WORK TO COMPLETE →
Output the material below unchanged, apart from leaving out the pictures.

-- start RECORDED DATA --

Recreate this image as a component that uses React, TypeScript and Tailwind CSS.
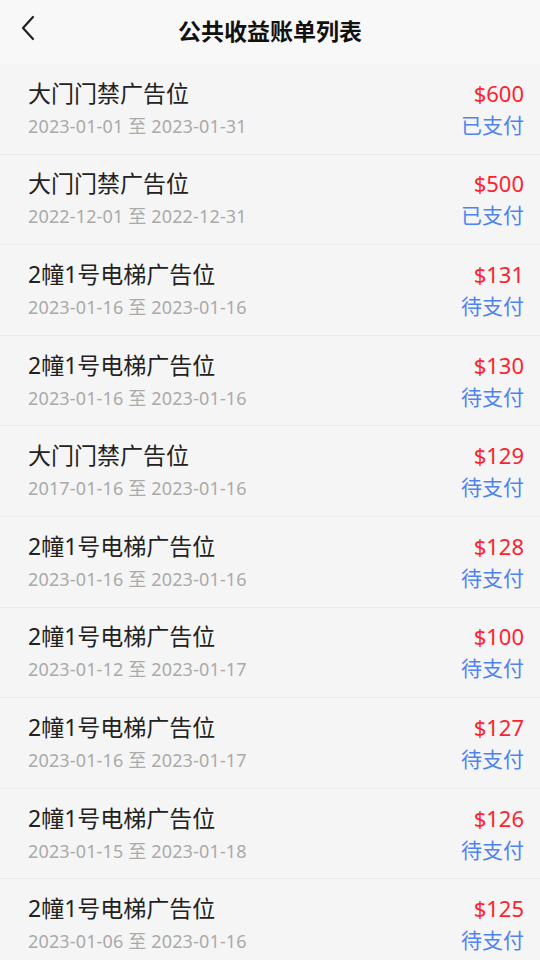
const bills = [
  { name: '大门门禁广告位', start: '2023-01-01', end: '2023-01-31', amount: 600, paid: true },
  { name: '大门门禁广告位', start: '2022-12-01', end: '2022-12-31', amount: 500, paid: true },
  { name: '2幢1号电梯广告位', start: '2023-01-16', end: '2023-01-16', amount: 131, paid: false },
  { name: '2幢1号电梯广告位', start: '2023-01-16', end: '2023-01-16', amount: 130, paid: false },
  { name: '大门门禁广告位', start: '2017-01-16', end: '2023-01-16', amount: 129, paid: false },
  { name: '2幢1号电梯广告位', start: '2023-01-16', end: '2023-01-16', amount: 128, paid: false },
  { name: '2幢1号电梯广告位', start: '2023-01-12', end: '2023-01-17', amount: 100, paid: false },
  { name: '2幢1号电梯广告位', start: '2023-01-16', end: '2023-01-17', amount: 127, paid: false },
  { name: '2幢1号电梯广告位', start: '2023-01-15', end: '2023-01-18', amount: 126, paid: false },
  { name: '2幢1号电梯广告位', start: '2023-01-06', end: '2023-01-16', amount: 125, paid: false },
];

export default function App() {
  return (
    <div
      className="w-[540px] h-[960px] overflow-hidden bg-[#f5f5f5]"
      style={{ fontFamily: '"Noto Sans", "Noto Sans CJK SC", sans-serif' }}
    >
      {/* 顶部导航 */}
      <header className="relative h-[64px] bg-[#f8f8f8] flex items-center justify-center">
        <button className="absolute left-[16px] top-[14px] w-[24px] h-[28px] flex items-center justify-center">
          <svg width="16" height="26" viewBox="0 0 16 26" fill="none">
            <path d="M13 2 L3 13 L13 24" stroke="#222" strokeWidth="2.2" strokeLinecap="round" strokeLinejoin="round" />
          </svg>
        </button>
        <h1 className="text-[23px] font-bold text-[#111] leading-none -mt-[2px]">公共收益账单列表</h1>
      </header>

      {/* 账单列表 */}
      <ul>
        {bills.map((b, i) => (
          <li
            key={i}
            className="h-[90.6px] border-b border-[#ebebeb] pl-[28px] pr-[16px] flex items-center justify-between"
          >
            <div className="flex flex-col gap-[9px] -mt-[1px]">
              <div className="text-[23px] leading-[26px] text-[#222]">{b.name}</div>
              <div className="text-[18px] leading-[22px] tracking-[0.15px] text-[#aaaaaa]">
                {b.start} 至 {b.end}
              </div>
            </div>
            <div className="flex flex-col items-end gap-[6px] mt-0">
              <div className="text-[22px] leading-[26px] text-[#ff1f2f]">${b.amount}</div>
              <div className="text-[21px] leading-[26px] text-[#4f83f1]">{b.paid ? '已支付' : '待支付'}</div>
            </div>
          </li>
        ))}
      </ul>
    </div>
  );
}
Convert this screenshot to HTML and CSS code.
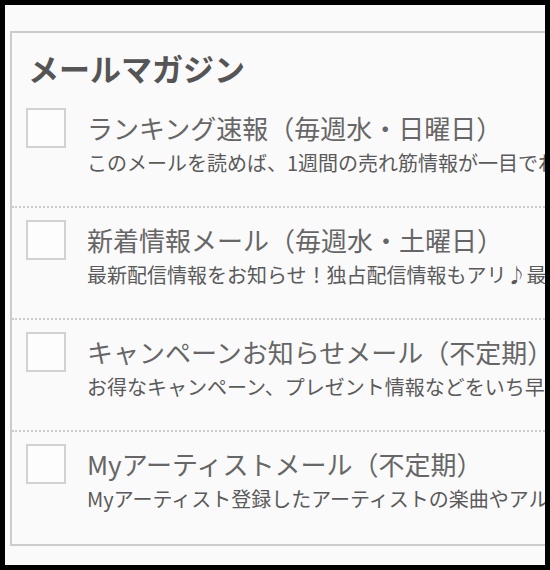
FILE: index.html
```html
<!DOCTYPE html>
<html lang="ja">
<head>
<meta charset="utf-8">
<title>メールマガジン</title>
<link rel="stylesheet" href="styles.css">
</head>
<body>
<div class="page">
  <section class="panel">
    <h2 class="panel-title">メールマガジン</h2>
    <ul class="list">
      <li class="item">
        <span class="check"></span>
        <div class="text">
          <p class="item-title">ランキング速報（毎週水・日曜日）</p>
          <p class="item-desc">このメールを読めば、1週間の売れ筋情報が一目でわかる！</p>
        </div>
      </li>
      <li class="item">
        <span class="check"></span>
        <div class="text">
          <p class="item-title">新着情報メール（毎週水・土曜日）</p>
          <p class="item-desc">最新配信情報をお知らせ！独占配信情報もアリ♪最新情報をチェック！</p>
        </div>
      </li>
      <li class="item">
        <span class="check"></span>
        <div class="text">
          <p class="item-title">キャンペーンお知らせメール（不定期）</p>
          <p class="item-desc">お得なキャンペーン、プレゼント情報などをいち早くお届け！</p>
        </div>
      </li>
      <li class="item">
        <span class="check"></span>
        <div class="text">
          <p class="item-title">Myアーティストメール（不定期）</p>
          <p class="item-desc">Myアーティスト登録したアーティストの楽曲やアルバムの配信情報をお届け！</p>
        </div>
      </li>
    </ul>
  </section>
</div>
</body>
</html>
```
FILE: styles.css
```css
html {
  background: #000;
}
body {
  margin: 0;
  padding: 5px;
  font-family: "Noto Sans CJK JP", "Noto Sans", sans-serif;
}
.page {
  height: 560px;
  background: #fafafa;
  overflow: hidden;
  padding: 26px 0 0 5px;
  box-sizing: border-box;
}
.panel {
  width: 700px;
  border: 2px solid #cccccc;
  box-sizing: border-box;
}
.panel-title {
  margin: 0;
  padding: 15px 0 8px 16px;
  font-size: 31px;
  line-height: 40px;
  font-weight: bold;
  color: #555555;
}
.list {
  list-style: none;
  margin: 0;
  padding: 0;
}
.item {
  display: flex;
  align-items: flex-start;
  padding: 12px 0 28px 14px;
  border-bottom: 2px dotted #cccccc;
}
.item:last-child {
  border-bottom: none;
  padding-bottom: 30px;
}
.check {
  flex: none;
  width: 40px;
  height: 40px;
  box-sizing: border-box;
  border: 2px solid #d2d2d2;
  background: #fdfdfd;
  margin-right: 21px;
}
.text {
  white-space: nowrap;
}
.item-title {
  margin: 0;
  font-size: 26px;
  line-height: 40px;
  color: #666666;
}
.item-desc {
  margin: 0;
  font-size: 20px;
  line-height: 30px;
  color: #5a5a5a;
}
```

-- end RECORDED DATA --

SOLVED EXERCISE →
Recreate this image as a component that uses React, TypeScript and Tailwind CSS.
const bills = [
  { name: '大门门禁广告位', start: '2023-01-01', end: '2023-01-31', amount: 600, paid: true },
  { name: '大门门禁广告位', start: '2022-12-01', end: '2022-12-31', amount: 500, paid: true },
  { name: '2幢1号电梯广告位', start: '2023-01-16', end: '2023-01-16', amount: 131, paid: false },
  { name: '2幢1号电梯广告位', start: '2023-01-16', end: '2023-01-16', amount: 130, paid: false },
  { name: '大门门禁广告位', start: '2017-01-16', end: '2023-01-16', amount: 129, paid: false },
  { name: '2幢1号电梯广告位', start: '2023-01-16', end: '2023-01-16', amount: 128, paid: false },
  { name: '2幢1号电梯广告位', start: '2023-01-12', end: '2023-01-17', amount: 100, paid: false },
  { name: '2幢1号电梯广告位', start: '2023-01-16', end: '2023-01-17', amount: 127, paid: false },
  { name: '2幢1号电梯广告位', start: '2023-01-15', end: '2023-01-18', amount: 126, paid: false },
  { name: '2幢1号电梯广告位', start: '2023-01-06', end: '2023-01-16', amount: 125, paid: false },
];

export default function App() {
  return (
    <div
      className="w-[540px] h-[960px] overflow-hidden bg-[#f5f5f5]"
      style={{ fontFamily: '"Noto Sans", "Noto Sans CJK SC", sans-serif' }}
    >
      {/* 顶部导航 */}
      <header className="relative h-[64px] bg-[#f8f8f8] flex items-center justify-center">
        <button className="absolute left-[16px] top-[14px] w-[24px] h-[28px] flex items-center justify-center">
          <svg width="16" height="26" viewBox="0 0 16 26" fill="none">
            <path d="M13 2 L3 13 L13 24" stroke="#222" strokeWidth="2.2" strokeLinecap="round" strokeLinejoin="round" />
          </svg>
        </button>
        <h1 className="text-[23px] font-bold text-[#111] leading-none -mt-[2px]">公共收益账单列表</h1>
      </header>

      {/* 账单列表 */}
      <ul>
        {bills.map((b, i) => (
          <li
            key={i}
            className="h-[90.6px] border-b border-[#ebebeb] pl-[28px] pr-[16px] flex items-center justify-between"
          >
            <div className="flex flex-col gap-[9px] -mt-[1px]">
              <div className="text-[23px] leading-[26px] text-[#222]">{b.name}</div>
              <div className="text-[18px] leading-[22px] tracking-[0.15px] text-[#aaaaaa]">
                {b.start} 至 {b.end}
              </div>
            </div>
            <div className="flex flex-col items-end gap-[6px] mt-0">
              <div className="text-[22px] leading-[26px] text-[#ff1f2f]">${b.amount}</div>
              <div className="text-[21px] leading-[26px] text-[#4f83f1]">{b.paid ? '已支付' : '待支付'}</div>
            </div>
          </li>
        ))}
      </ul>
    </div>
  );
}
Convert this screenshot to HTML and CSS code.
FILE: index.html
```html
<!DOCTYPE html>
<html lang="ja">
<head>
<meta charset="utf-8">
<title>メールマガジン</title>
<link rel="stylesheet" href="styles.css">
</head>
<body>
<div class="page">
  <section class="panel">
    <h2 class="panel-title">メールマガジン</h2>
    <ul class="list">
      <li class="item">
        <span class="check"></span>
        <div class="text">
          <p class="item-title">ランキング速報（毎週水・日曜日）</p>
          <p class="item-desc">このメールを読めば、1週間の売れ筋情報が一目でわかる！</p>
        </div>
      </li>
      <li class="item">
        <span class="check"></span>
        <div class="text">
          <p class="item-title">新着情報メール（毎週水・土曜日）</p>
          <p class="item-desc">最新配信情報をお知らせ！独占配信情報もアリ♪最新情報をチェック！</p>
        </div>
      </li>
      <li class="item">
        <span class="check"></span>
        <div class="text">
          <p class="item-title">キャンペーンお知らせメール（不定期）</p>
          <p class="item-desc">お得なキャンペーン、プレゼント情報などをいち早くお届け！</p>
        </div>
      </li>
      <li class="item">
        <span class="check"></span>
        <div class="text">
          <p class="item-title">Myアーティストメール（不定期）</p>
          <p class="item-desc">Myアーティスト登録したアーティストの楽曲やアルバムの配信情報をお届け！</p>
        </div>
      </li>
    </ul>
  </section>
</div>
</body>
</html>
```
FILE: styles.css
```css
html {
  background: #000;
}
body {
  margin: 0;
  padding: 5px;
  font-family: "Noto Sans CJK JP", "Noto Sans", sans-serif;
}
.page {
  height: 560px;
  background: #fafafa;
  overflow: hidden;
  padding: 26px 0 0 5px;
  box-sizing: border-box;
}
.panel {
  width: 700px;
  border: 2px solid #cccccc;
  box-sizing: border-box;
}
.panel-title {
  margin: 0;
  padding: 15px 0 8px 16px;
  font-size: 31px;
  line-height: 40px;
  font-weight: bold;
  color: #555555;
}
.list {
  list-style: none;
  margin: 0;
  padding: 0;
}
.item {
  display: flex;
  align-items: flex-start;
  padding: 12px 0 28px 14px;
  border-bottom: 2px dotted #cccccc;
}
.item:last-child {
  border-bottom: none;
  padding-bottom: 30px;
}
.check {
  flex: none;
  width: 40px;
  height: 40px;
  box-sizing: border-box;
  border: 2px solid #d2d2d2;
  background: #fdfdfd;
  margin-right: 21px;
}
.text {
  white-space: nowrap;
}
.item-title {
  margin: 0;
  font-size: 26px;
  line-height: 40px;
  color: #666666;
}
.item-desc {
  margin: 0;
  font-size: 20px;
  line-height: 30px;
  color: #5a5a5a;
}
```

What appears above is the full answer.